#### YOUR GOAL:
Write out the data below in full, unchanged, minus the images.

#### GIVEN MATERIAL:
- - - - -

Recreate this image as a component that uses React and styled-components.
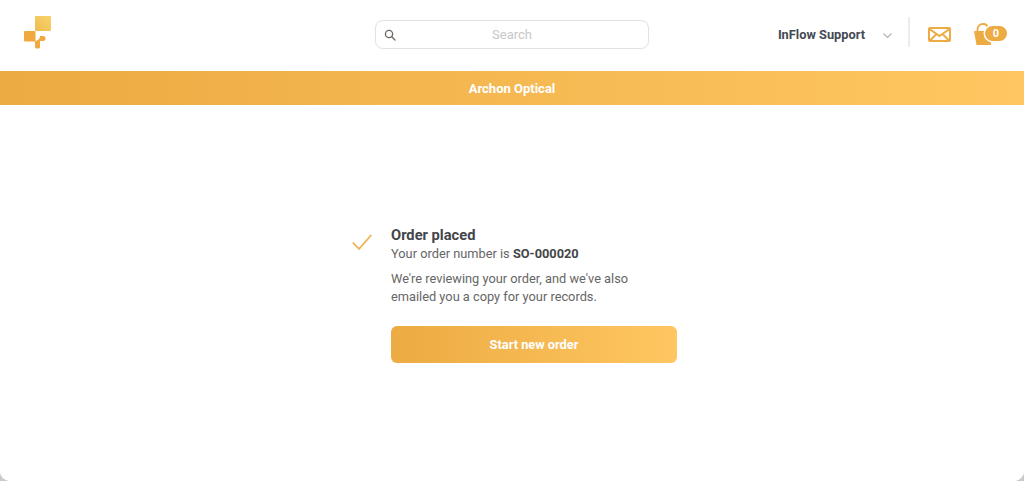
import React from "react";
import styled, { createGlobalStyle } from "styled-components";

const Global = createGlobalStyle`
  html, body { margin: 0; padding: 0; height: 100%; background: #c9c9c9; overflow: hidden; }
  body { font-family: Roboto, "Liberation Sans", sans-serif; }
  #root { height: 100%; }
`;
const Page = styled.div`
  height: 481px; display: flex; flex-direction: column; background: #fff;
  border-radius: 0 0 10px 10px; overflow: hidden;
`;
const Header = styled.header`
  height: 71px; flex: none; display: grid; grid-template-columns: 1fr 274px 1fr; align-items: center;
`;
const LogoCell = styled.div`
  padding: 0 0 6px 24px; display: flex; align-items: center;
`;
const SearchBox = styled.div`
  height: 29px; box-sizing: border-box; border: 1px solid #e2e2e2; border-radius: 8px;
  display: flex; align-items: center; margin-bottom: 2px;
  padding: 0 8px; box-shadow: 0 0 1px rgba(0,0,0,.06);
`;
const SearchText = styled.span`
  flex: 1; text-align: center; font-size: 13px; color: #c8c8c8; padding-right: 12px;
`;
const Right = styled.div`
  display: flex; align-items: center; justify-content: flex-end; padding-right: 17px; height: 100%;
`;
const UserName = styled.span`
  font-size: 12.8px; font-weight: 700; color: #454a54; margin: 0 18px 2px 0;
`;
const Divider = styled.span`
  width: 2px; height: 30px; background: #ececec; margin: 0 18px 7px 16px;
`;
const MailIcon = styled.span`
  display: flex; align-items: center; margin: 0 23px 2px 0;
`;
const BagWrap = styled.span`
  display: flex; width: 33px; height: 22px; position: relative; margin-bottom: 3px;
`;
const Badge = styled.span`
  position: absolute; left: 11px; top: 3px; width: 22px; height: 15px; border-radius: 8px;
  background: #ecab43; box-shadow: 0 0 0 1.5px #fff; color: #fff; font-size: 11px; font-weight: 700;
  display: flex; align-items: center; justify-content: center;
`;
const Banner = styled.div`
  height: 34px; flex: none; display: flex; align-items: center; justify-content: center;
  background: linear-gradient(90deg, #ecab43, #ffc661); color: #fff; font-size: 13px; font-weight: 700;
`;
const Main = styled.main`
  flex: 1; display: flex; justify-content: center; padding: 121px 0 0 5px; align-items: flex-start; background: #fff;
`;
const Confirm = styled.div`
  display: flex; gap: 19px;
`;
const CheckCell = styled.div`
  width: 20px; padding-top: 8px;
`;
const Body = styled.div`
  width: 286px; display: flex; flex-direction: column;
`;
const Title = styled.h1`
  margin: 0 0 1px; font-size: 14.7px; line-height: 18px; font-weight: 700; color: #44464a;
`;
const Line = styled.p`
  margin: 0; font-size: 12.8px; line-height: 18px; color: #666;
  & strong { color: #44464a; font-weight: 700; }
`;
const Para = styled(Line)`
  margin-top: 7px; width: 260px;
`;
const Button = styled.button`
  margin-top: 20px; height: 37px; width: 286px; border: 0; border-radius: 6px;
  background: linear-gradient(90deg, #ecab43, #ffc661); color: #fff; font: 700 12.8px Roboto, sans-serif;
`;

export default function App() {
  return (
    <>
      <Global />
      <Page>
        <Header>
          <LogoCell>
            <svg width="28" height="33" viewBox="0 0 28 33">
              <defs>
                <linearGradient id="lg" x1="0" y1="1" x2="1" y2="0">
                  <stop offset="0" stopColor="#f0bb50" />
                  <stop offset="1" stopColor="#f7d46c" />
                </linearGradient>
              </defs>
              <rect x="11" y="0" width="16" height="15" rx="1" fill="url(#lg)" />
              <rect x="0" y="15" width="11.500" height="10.500" rx="1" fill="#efa93f" />
              <path d="M11 25v6a1.500 1.500 0 0 0 1.500 1.500h2a1.500 1.500 0 0 0 1.500-1.500v-6h3a2.500 2.500 0 0 0 0-5h-3A5 5 0 0 1 11 25z" fill="#efa93f" />
            </svg>
          </LogoCell>
          <SearchBox>
            <svg width="12" height="12" viewBox="0 0 12 12" fill="none" stroke="#6b6460" strokeWidth="1.3">
              <circle cx="5" cy="5" r="3.6" />
              <path d="M7.8 7.8 11 11" strokeLinecap="round" />
            </svg>
            <SearchText>Search</SearchText>
          </SearchBox>
          <Right>
            <UserName>InFlow Support</UserName>
            <svg width="9" height="5" viewBox="0 0 9 5" fill="none" stroke="#b4b7bd" strokeWidth="1.300">
              <path d="M.5.5 4.500 4.500 8.500.5" />
            </svg>
            <Divider />
            <MailIcon>
              <svg width="23" height="15" viewBox="0 0 23 15" fill="none" stroke="#ecab43" strokeWidth="2">
                <rect x="1" y="1" width="21" height="13" rx="1" />
                <path d="M1.500 2 11.500 9 21.500 2M2 13.500 8.500 7M21 13.500 14.500 7" />
              </svg>
            </MailIcon>
            <BagWrap>
              <svg width="20" height="22" viewBox="0 0 20 22">
                <path d="M3.500 9V6.500C3.500 3 6 1 9 1s5 2 5.500 5" fill="none" stroke="#ecab43" strokeWidth="1.800" />
                <path d="M0 8H16.500L17 22H2.500z" fill="#ecab43" />
              </svg>
              <Badge>0</Badge>
            </BagWrap>
          </Right>
        </Header>
        <Banner>Archon Optical</Banner>
        <Main>
          <Confirm>
            <CheckCell>
              <svg width="20" height="17" viewBox="0 0 20 17" fill="none" stroke="#f0b050" strokeWidth="1.800">
                <path d="M.8 8.500 7 15 19.300 1" />
              </svg>
            </CheckCell>
            <Body>
              <Title>Order placed</Title>
              <Line>Your order number is <strong>SO-000020</strong></Line>
              <Para>We're reviewing your order, and we've also emailed you a copy for your records.</Para>
              <Button>Start new order</Button>
            </Body>
          </Confirm>
        </Main>
      </Page>
    </>
  );
}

- - - - -

#### ANSWER IN FULL:
Recreate this image as a component that uses React and styled-components.
import React from "react";
import styled, { createGlobalStyle } from "styled-components";

const Global = createGlobalStyle`
  html, body { margin: 0; padding: 0; height: 100%; background: #c9c9c9; overflow: hidden; }
  body { font-family: Roboto, "Liberation Sans", sans-serif; }
  #root { height: 100%; }
`;
const Page = styled.div`
  height: 481px; display: flex; flex-direction: column; background: #fff;
  border-radius: 0 0 10px 10px; overflow: hidden;
`;
const Header = styled.header`
  height: 71px; flex: none; display: grid; grid-template-columns: 1fr 274px 1fr; align-items: center;
`;
const LogoCell = styled.div`
  padding: 0 0 6px 24px; display: flex; align-items: center;
`;
const SearchBox = styled.div`
  height: 29px; box-sizing: border-box; border: 1px solid #e2e2e2; border-radius: 8px;
  display: flex; align-items: center; margin-bottom: 2px;
  padding: 0 8px; box-shadow: 0 0 1px rgba(0,0,0,.06);
`;
const SearchText = styled.span`
  flex: 1; text-align: center; font-size: 13px; color: #c8c8c8; padding-right: 12px;
`;
const Right = styled.div`
  display: flex; align-items: center; justify-content: flex-end; padding-right: 17px; height: 100%;
`;
const UserName = styled.span`
  font-size: 12.8px; font-weight: 700; color: #454a54; margin: 0 18px 2px 0;
`;
const Divider = styled.span`
  width: 2px; height: 30px; background: #ececec; margin: 0 18px 7px 16px;
`;
const MailIcon = styled.span`
  display: flex; align-items: center; margin: 0 23px 2px 0;
`;
const BagWrap = styled.span`
  display: flex; width: 33px; height: 22px; position: relative; margin-bottom: 3px;
`;
const Badge = styled.span`
  position: absolute; left: 11px; top: 3px; width: 22px; height: 15px; border-radius: 8px;
  background: #ecab43; box-shadow: 0 0 0 1.5px #fff; color: #fff; font-size: 11px; font-weight: 700;
  display: flex; align-items: center; justify-content: center;
`;
const Banner = styled.div`
  height: 34px; flex: none; display: flex; align-items: center; justify-content: center;
  background: linear-gradient(90deg, #ecab43, #ffc661); color: #fff; font-size: 13px; font-weight: 700;
`;
const Main = styled.main`
  flex: 1; display: flex; justify-content: center; padding: 121px 0 0 5px; align-items: flex-start; background: #fff;
`;
const Confirm = styled.div`
  display: flex; gap: 19px;
`;
const CheckCell = styled.div`
  width: 20px; padding-top: 8px;
`;
const Body = styled.div`
  width: 286px; display: flex; flex-direction: column;
`;
const Title = styled.h1`
  margin: 0 0 1px; font-size: 14.7px; line-height: 18px; font-weight: 700; color: #44464a;
`;
const Line = styled.p`
  margin: 0; font-size: 12.8px; line-height: 18px; color: #666;
  & strong { color: #44464a; font-weight: 700; }
`;
const Para = styled(Line)`
  margin-top: 7px; width: 260px;
`;
const Button = styled.button`
  margin-top: 20px; height: 37px; width: 286px; border: 0; border-radius: 6px;
  background: linear-gradient(90deg, #ecab43, #ffc661); color: #fff; font: 700 12.8px Roboto, sans-serif;
`;

export default function App() {
  return (
    <>
      <Global />
      <Page>
        <Header>
          <LogoCell>
            <svg width="28" height="33" viewBox="0 0 28 33">
              <defs>
                <linearGradient id="lg" x1="0" y1="1" x2="1" y2="0">
                  <stop offset="0" stopColor="#f0bb50" />
                  <stop offset="1" stopColor="#f7d46c" />
                </linearGradient>
              </defs>
              <rect x="11" y="0" width="16" height="15" rx="1" fill="url(#lg)" />
              <rect x="0" y="15" width="11.500" height="10.500" rx="1" fill="#efa93f" />
              <path d="M11 25v6a1.500 1.500 0 0 0 1.500 1.500h2a1.500 1.500 0 0 0 1.500-1.500v-6h3a2.500 2.500 0 0 0 0-5h-3A5 5 0 0 1 11 25z" fill="#efa93f" />
            </svg>
          </LogoCell>
          <SearchBox>
            <svg width="12" height="12" viewBox="0 0 12 12" fill="none" stroke="#6b6460" strokeWidth="1.3">
              <circle cx="5" cy="5" r="3.6" />
              <path d="M7.8 7.8 11 11" strokeLinecap="round" />
            </svg>
            <SearchText>Search</SearchText>
          </SearchBox>
          <Right>
            <UserName>InFlow Support</UserName>
            <svg width="9" height="5" viewBox="0 0 9 5" fill="none" stroke="#b4b7bd" strokeWidth="1.300">
              <path d="M.5.5 4.500 4.500 8.500.5" />
            </svg>
            <Divider />
            <MailIcon>
              <svg width="23" height="15" viewBox="0 0 23 15" fill="none" stroke="#ecab43" strokeWidth="2">
                <rect x="1" y="1" width="21" height="13" rx="1" />
                <path d="M1.500 2 11.500 9 21.500 2M2 13.500 8.500 7M21 13.500 14.500 7" />
              </svg>
            </MailIcon>
            <BagWrap>
              <svg width="20" height="22" viewBox="0 0 20 22">
                <path d="M3.500 9V6.500C3.500 3 6 1 9 1s5 2 5.500 5" fill="none" stroke="#ecab43" strokeWidth="1.800" />
                <path d="M0 8H16.500L17 22H2.500z" fill="#ecab43" />
              </svg>
              <Badge>0</Badge>
            </BagWrap>
          </Right>
        </Header>
        <Banner>Archon Optical</Banner>
        <Main>
          <Confirm>
            <CheckCell>
              <svg width="20" height="17" viewBox="0 0 20 17" fill="none" stroke="#f0b050" strokeWidth="1.800">
                <path d="M.8 8.500 7 15 19.300 1" />
              </svg>
            </CheckCell>
            <Body>
              <Title>Order placed</Title>
              <Line>Your order number is <strong>SO-000020</strong></Line>
              <Para>We're reviewing your order, and we've also emailed you a copy for your records.</Para>
              <Button>Start new order</Button>
            </Body>
          </Confirm>
        </Main>
      </Page>
    </>
  );
}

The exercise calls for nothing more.